- [Collected material]
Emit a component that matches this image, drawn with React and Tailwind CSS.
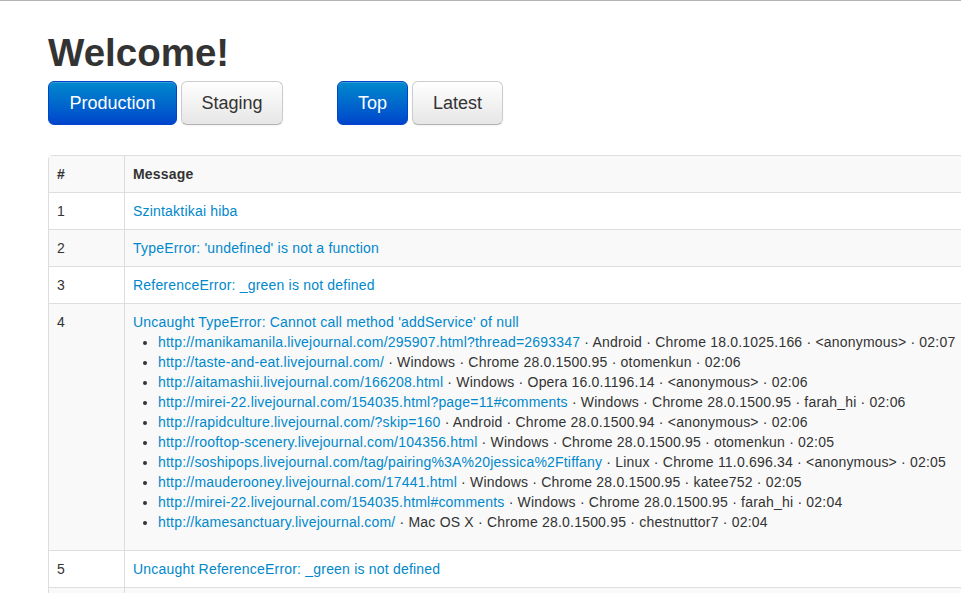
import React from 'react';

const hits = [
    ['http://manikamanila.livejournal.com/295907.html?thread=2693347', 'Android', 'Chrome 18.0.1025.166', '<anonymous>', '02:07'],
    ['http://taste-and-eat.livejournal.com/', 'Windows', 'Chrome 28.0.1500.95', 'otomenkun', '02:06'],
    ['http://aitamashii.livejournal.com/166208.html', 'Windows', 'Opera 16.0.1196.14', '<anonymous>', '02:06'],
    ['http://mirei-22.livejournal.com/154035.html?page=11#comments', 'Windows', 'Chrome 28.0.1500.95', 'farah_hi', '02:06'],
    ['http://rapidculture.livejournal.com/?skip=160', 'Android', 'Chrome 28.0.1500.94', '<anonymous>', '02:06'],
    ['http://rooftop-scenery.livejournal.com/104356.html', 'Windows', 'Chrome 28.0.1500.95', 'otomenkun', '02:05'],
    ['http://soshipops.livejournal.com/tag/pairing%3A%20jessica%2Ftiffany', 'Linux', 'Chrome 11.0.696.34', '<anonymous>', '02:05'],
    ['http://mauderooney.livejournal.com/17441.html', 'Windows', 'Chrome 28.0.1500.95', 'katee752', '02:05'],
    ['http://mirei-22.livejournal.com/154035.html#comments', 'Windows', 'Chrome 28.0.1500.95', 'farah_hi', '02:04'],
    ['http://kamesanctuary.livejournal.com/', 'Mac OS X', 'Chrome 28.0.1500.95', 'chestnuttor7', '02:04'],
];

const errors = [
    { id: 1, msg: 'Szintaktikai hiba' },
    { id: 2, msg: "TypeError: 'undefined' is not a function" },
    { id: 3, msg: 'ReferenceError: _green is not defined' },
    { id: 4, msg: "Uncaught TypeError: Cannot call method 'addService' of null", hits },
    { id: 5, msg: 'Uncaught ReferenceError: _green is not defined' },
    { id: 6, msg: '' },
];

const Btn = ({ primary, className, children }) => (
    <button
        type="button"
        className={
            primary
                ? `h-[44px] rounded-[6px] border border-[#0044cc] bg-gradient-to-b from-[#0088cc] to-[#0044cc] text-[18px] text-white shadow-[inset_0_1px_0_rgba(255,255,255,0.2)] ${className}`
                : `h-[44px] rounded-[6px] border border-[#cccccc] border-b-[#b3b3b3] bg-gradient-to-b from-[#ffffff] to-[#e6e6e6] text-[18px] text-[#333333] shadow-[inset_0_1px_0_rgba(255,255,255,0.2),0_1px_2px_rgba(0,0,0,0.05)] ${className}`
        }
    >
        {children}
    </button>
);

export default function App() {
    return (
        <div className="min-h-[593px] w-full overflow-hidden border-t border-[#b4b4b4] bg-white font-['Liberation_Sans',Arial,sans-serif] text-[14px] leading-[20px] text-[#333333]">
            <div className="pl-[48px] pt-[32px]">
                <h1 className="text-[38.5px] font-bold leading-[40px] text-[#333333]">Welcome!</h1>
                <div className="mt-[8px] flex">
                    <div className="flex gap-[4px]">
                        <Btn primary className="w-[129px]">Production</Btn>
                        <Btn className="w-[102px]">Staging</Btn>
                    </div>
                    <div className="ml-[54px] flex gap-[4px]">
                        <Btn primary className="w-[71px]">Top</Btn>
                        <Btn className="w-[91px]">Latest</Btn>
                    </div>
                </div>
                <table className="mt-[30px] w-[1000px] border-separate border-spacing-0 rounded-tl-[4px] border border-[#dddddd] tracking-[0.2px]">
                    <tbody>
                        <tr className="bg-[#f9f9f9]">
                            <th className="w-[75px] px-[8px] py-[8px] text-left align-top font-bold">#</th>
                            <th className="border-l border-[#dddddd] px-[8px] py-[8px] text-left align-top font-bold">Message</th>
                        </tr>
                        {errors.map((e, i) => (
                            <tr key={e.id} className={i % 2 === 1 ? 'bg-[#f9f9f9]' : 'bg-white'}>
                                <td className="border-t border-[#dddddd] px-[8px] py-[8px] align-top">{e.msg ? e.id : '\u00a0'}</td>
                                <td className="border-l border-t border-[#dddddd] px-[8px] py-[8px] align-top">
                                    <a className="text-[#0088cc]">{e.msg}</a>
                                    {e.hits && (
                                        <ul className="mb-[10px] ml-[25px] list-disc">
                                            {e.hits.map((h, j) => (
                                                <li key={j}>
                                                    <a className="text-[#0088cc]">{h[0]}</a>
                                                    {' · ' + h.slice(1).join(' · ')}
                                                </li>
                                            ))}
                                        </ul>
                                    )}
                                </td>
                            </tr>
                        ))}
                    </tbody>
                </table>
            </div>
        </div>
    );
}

- [Exercise]
Quote the material exactly. Pictures stay out.

- [Written answer]
Emit a component that matches this image, drawn with React and Tailwind CSS.
import React from 'react';

const hits = [
    ['http://manikamanila.livejournal.com/295907.html?thread=2693347', 'Android', 'Chrome 18.0.1025.166', '<anonymous>', '02:07'],
    ['http://taste-and-eat.livejournal.com/', 'Windows', 'Chrome 28.0.1500.95', 'otomenkun', '02:06'],
    ['http://aitamashii.livejournal.com/166208.html', 'Windows', 'Opera 16.0.1196.14', '<anonymous>', '02:06'],
    ['http://mirei-22.livejournal.com/154035.html?page=11#comments', 'Windows', 'Chrome 28.0.1500.95', 'farah_hi', '02:06'],
    ['http://rapidculture.livejournal.com/?skip=160', 'Android', 'Chrome 28.0.1500.94', '<anonymous>', '02:06'],
    ['http://rooftop-scenery.livejournal.com/104356.html', 'Windows', 'Chrome 28.0.1500.95', 'otomenkun', '02:05'],
    ['http://soshipops.livejournal.com/tag/pairing%3A%20jessica%2Ftiffany', 'Linux', 'Chrome 11.0.696.34', '<anonymous>', '02:05'],
    ['http://mauderooney.livejournal.com/17441.html', 'Windows', 'Chrome 28.0.1500.95', 'katee752', '02:05'],
    ['http://mirei-22.livejournal.com/154035.html#comments', 'Windows', 'Chrome 28.0.1500.95', 'farah_hi', '02:04'],
    ['http://kamesanctuary.livejournal.com/', 'Mac OS X', 'Chrome 28.0.1500.95', 'chestnuttor7', '02:04'],
];

const errors = [
    { id: 1, msg: 'Szintaktikai hiba' },
    { id: 2, msg: "TypeError: 'undefined' is not a function" },
    { id: 3, msg: 'ReferenceError: _green is not defined' },
    { id: 4, msg: "Uncaught TypeError: Cannot call method 'addService' of null", hits },
    { id: 5, msg: 'Uncaught ReferenceError: _green is not defined' },
    { id: 6, msg: '' },
];

const Btn = ({ primary, className, children }) => (
    <button
        type="button"
        className={
            primary
                ? `h-[44px] rounded-[6px] border border-[#0044cc] bg-gradient-to-b from-[#0088cc] to-[#0044cc] text-[18px] text-white shadow-[inset_0_1px_0_rgba(255,255,255,0.2)] ${className}`
                : `h-[44px] rounded-[6px] border border-[#cccccc] border-b-[#b3b3b3] bg-gradient-to-b from-[#ffffff] to-[#e6e6e6] text-[18px] text-[#333333] shadow-[inset_0_1px_0_rgba(255,255,255,0.2),0_1px_2px_rgba(0,0,0,0.05)] ${className}`
        }
    >
        {children}
    </button>
);

export default function App() {
    return (
        <div className="min-h-[593px] w-full overflow-hidden border-t border-[#b4b4b4] bg-white font-['Liberation_Sans',Arial,sans-serif] text-[14px] leading-[20px] text-[#333333]">
            <div className="pl-[48px] pt-[32px]">
                <h1 className="text-[38.5px] font-bold leading-[40px] text-[#333333]">Welcome!</h1>
                <div className="mt-[8px] flex">
                    <div className="flex gap-[4px]">
                        <Btn primary className="w-[129px]">Production</Btn>
                        <Btn className="w-[102px]">Staging</Btn>
                    </div>
                    <div className="ml-[54px] flex gap-[4px]">
                        <Btn primary className="w-[71px]">Top</Btn>
                        <Btn className="w-[91px]">Latest</Btn>
                    </div>
                </div>
                <table className="mt-[30px] w-[1000px] border-separate border-spacing-0 rounded-tl-[4px] border border-[#dddddd] tracking-[0.2px]">
                    <tbody>
                        <tr className="bg-[#f9f9f9]">
                            <th className="w-[75px] px-[8px] py-[8px] text-left align-top font-bold">#</th>
                            <th className="border-l border-[#dddddd] px-[8px] py-[8px] text-left align-top font-bold">Message</th>
                        </tr>
                        {errors.map((e, i) => (
                            <tr key={e.id} className={i % 2 === 1 ? 'bg-[#f9f9f9]' : 'bg-white'}>
                                <td className="border-t border-[#dddddd] px-[8px] py-[8px] align-top">{e.msg ? e.id : '\u00a0'}</td>
                                <td className="border-l border-t border-[#dddddd] px-[8px] py-[8px] align-top">
                                    <a className="text-[#0088cc]">{e.msg}</a>
                                    {e.hits && (
                                        <ul className="mb-[10px] ml-[25px] list-disc">
                                            {e.hits.map((h, j) => (
                                                <li key={j}>
                                                    <a className="text-[#0088cc]">{h[0]}</a>
                                                    {' · ' + h.slice(1).join(' · ')}
                                                </li>
                                            ))}
                                        </ul>
                                    )}
                                </td>
                            </tr>
                        ))}
                    </tbody>
                </table>
            </div>
        </div>
    );
}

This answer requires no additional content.